Александр Иванович говорил, что только что обосновавшейся в Москве Лине Соломоновне тотчас были представлены самим Семашко «закрепленные» за ней все трое Менжинских, чета Дзержинских — Софья Сигизмундовна (тоже «деятельница…») и Феликс Эдмундович, Клара Цеткин, Розалия Самойловна Залкинд (Самойлова—Землячка), Ян Фрицевич Фабрициус и Валериан Владимирович Куйбышев. Замятин полагал, что она уже тогда представляла, что от нее хотят. Но верил, что урок, преподанный медиками Женевы, пошел ей на пользу. Допуская, однако, что ей придется трудно. Иностранка — она не знакома с Некрасовым (в части «закон — мое желание, кулак — моя полиция») и с Гиляровским («тьма власти» вверху). И ей трудно будет разобраться в главном. Но товарищи по партии и здесь помогли. Все те же вездесущие Рейн и Черномордик с инспектором Замятинского ведомства — ГЛАВСАНУПРа Красной армии. Популярно, не церемонясь, но «по секрету», они посвятили Лину Соломоновну в присущую моменту «специфику санкций», исторически принятую и неукоснительно практикуемую в «товарищеском круге старых большевиков». Естественно, в тех редких случаях, когда отдельные коммунисты игнорируют священную обязанность прислушиваться к мнению своих руководителей… Ответственность, само собой, предполагает и оргвыводы… если ею манкируют… Ну, вы понимаете, Лина Соломоновна, — вкрадчиво втолковывал ей Соломон Исаевич Черномордик, — такие крайности редки, но… имеют место. Например… совсем недавно — с товарищем Котовским, с Фрунзе, тремя годами раньше — с товарищем Камо… Печально, конечно, но что поделаешь… Или, вот, совершенно уж недавно… тут совсем — 25 августа, уже за рубежами страны, в Америке, — с известным вам товарищем Хургиным, да, да! С ним. И не с ним одним: они вдвоем… с товарищем Склянским… Печально. Весьма…

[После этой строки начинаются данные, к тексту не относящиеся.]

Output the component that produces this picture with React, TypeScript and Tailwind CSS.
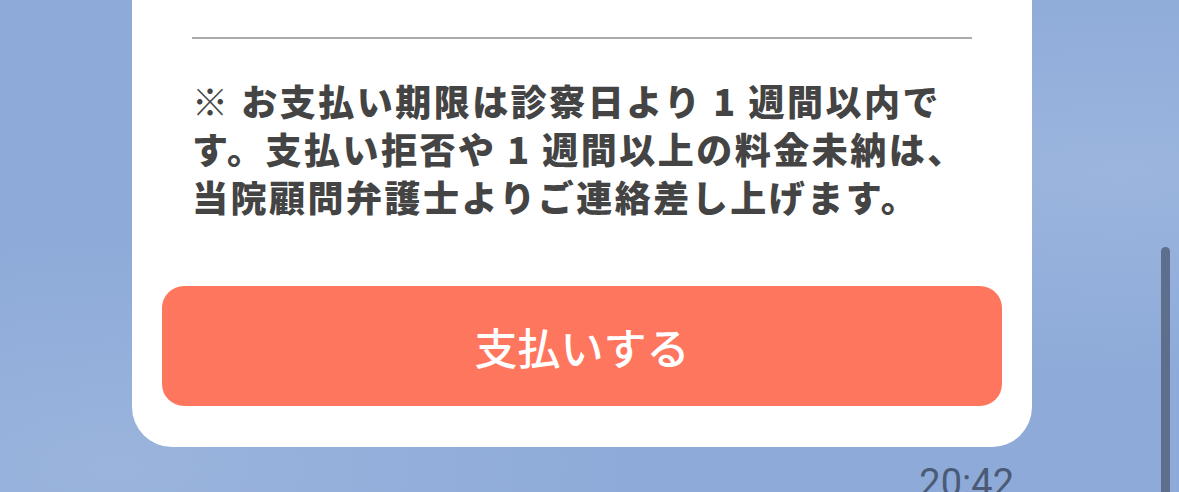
export default function App() {
  return (
    <div className="relative h-[492px] w-[1179px] overflow-hidden bg-[#8eaad8] bg-[radial-gradient(ellipse_at_95%_35%,#9bb5de_0%,transparent_45%),radial-gradient(ellipse_at_10%_95%,#9ab4dd_0%,transparent_35%)]">
      {/* message bubble */}
      <div className="ml-[132px] w-[900px] rounded-b-[40px] bg-white px-[60px] pt-[37px] pb-[41px]">
        <div className="h-[2px] bg-[#ababab]" />
        <p
          className="mt-[37px] text-[36px] leading-[48px] font-black tracking-[2.5px] text-[#444444]"
          style={{ fontFamily: '"Noto Sans CJK JP", "Noto Sans", sans-serif' }}
        >
          ※ お支払い期限は診察日より 1 週間以内で<br />
          す。支払い拒否や 1 週間以上の料金未納は、<br />
          当院顧問弁護士よりご連絡差し上げます。
        </p>
        <button
          className="-mx-[30px] mt-[66px] flex h-[120px] w-[840px] items-center justify-center rounded-[22px] bg-[#ff765e] text-[43px] font-medium text-white"
          style={{ fontFamily: '"Noto Sans CJK JP", "Noto Sans", sans-serif' }}
        >
          支払いする
        </button>
      </div>

      {/* timestamp */}
      <div className="mt-[17px] flex w-[1014px] justify-end">
        <span className="text-[38px] leading-none text-[#4b5b76]" style={{ fontFamily: "Roboto, sans-serif" }}>
          20:42
        </span>
      </div>

      {/* scrollbar */}
      <div className="absolute left-[1161px] top-[247px] h-[300px] w-[9px] rounded-full bg-[#5e6f8e]" />
    </div>
  );
}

Такой вот монолог молча, без вопросов к «докладчику», выслушала наша Лина Соломоновна. Не иначе, не хуже Черномордика осведомленная в подробностях о формах ответственности в «товарищеском круге» ее партии.

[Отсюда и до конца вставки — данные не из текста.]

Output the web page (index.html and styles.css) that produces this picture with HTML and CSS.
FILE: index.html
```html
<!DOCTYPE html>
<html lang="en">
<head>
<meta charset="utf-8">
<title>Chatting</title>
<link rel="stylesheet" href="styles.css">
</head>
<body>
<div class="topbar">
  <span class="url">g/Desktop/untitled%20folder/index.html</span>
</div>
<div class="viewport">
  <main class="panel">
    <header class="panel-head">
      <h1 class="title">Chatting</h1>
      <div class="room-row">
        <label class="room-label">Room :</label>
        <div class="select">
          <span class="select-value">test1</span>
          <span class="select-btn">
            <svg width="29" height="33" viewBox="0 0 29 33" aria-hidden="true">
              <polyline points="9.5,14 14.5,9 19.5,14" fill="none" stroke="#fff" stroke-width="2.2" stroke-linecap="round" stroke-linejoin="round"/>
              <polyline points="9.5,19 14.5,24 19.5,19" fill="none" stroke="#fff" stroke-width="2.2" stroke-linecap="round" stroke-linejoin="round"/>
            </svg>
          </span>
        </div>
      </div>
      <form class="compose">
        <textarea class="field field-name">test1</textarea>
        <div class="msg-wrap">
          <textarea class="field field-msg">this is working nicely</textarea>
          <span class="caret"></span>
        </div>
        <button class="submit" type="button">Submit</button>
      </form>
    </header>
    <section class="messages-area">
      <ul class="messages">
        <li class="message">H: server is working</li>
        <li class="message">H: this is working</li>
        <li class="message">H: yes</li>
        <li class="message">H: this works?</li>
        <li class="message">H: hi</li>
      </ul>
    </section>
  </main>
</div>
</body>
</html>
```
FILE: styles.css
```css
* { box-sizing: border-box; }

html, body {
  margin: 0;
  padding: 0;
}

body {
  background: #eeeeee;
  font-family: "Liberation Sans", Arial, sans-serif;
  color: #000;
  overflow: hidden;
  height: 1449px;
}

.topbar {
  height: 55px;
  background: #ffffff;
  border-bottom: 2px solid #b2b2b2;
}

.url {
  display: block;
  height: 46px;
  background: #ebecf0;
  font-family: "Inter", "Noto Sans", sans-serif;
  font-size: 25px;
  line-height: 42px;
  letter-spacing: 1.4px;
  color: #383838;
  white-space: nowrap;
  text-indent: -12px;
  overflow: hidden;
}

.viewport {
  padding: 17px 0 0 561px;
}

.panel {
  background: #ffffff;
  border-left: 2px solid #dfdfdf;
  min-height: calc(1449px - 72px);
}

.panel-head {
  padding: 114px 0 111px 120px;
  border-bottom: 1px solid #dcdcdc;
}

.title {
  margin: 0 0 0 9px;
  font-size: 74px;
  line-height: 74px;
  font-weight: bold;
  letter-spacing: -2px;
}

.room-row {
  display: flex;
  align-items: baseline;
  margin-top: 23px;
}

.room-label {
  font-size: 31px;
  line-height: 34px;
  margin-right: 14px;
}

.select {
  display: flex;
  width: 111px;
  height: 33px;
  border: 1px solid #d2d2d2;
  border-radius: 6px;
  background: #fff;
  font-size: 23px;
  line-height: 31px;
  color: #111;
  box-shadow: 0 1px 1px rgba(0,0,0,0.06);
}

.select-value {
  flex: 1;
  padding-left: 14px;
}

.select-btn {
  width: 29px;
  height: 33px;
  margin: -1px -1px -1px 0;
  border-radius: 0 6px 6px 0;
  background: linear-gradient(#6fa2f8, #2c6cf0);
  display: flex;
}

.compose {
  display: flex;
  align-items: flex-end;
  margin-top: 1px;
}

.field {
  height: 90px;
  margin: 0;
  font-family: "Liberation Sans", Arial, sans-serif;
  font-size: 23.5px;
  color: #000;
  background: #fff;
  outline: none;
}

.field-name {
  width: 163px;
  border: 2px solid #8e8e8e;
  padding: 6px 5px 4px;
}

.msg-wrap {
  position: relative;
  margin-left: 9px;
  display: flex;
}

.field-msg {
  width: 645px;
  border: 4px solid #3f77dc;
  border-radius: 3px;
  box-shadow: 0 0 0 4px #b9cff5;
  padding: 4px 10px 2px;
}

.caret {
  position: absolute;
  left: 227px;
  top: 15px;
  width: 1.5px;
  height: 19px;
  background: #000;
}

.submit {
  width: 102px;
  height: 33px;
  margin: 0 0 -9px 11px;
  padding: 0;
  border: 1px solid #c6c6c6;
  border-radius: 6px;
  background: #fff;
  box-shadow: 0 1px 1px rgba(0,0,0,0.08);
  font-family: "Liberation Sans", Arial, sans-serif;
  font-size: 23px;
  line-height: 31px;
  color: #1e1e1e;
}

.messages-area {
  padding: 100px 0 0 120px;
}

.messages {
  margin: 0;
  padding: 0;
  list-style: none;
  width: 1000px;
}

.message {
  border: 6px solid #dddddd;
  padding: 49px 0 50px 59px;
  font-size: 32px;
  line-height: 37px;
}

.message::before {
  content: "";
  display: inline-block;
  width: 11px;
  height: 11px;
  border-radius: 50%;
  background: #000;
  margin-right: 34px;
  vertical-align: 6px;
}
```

— Мне неизвестно, — рассказывал Александр Иванович Замятин, — знала ли Лина Соломоновна своего словоохотливого гостя. Думаю, что тоже была наслышана про его интересную биографию. Тем более, биографию врача. И, более того, «профессионального революционера» с 1902 года. Поучившись на естественно–математическом в МГУ, он перевелся на медицинский факультет. Диплом врача получил в 1914–м. Пропал куда–то. В 1921–м вынырнул… заведующим курортным управлением Южного берега Крыма. Поднялся в директоры Музея революции (1922 – 1924). Для директора музея его роль в разъяснительной работе со Штерн знаменательна! Был слух, — и никто его пока не опроверг, — что к Маяковскому, поселившемуся 30 июля 1925 года у Хургина в Нью—Йорке, в доме № 3 по Пятой улице, наведались как–то друзья — Гриша Каннер с Соломоном Черномордиком. «Ну, конечно, тогда здание сгорело дотла», — сказал бы и тут Воланд. И был бы прав: после появления двух наших героев и одного поэта Склянский и Хургин «сгорели» в Лонг—Лейк тоже дотла. По сей день «ищут» их кости…
Самое бы время и место поверить в целомудрие Лины Соломоновны. И в злокозненность экс–директора музея Черномордика (Ларионова) с компанией, сходу — и насмерть — застращавших бедную девушку, обнажив перед ее невинностью страшный механизм, с помощью которого ее всенепременно изнасилуют. Напугали бабу мудями! — парировала уже в старости Екатерина Васильевна мое очередное сетование много пережившего человека на всю сложность ситуации, в которой когда–то оказалась Лина Соломоновна.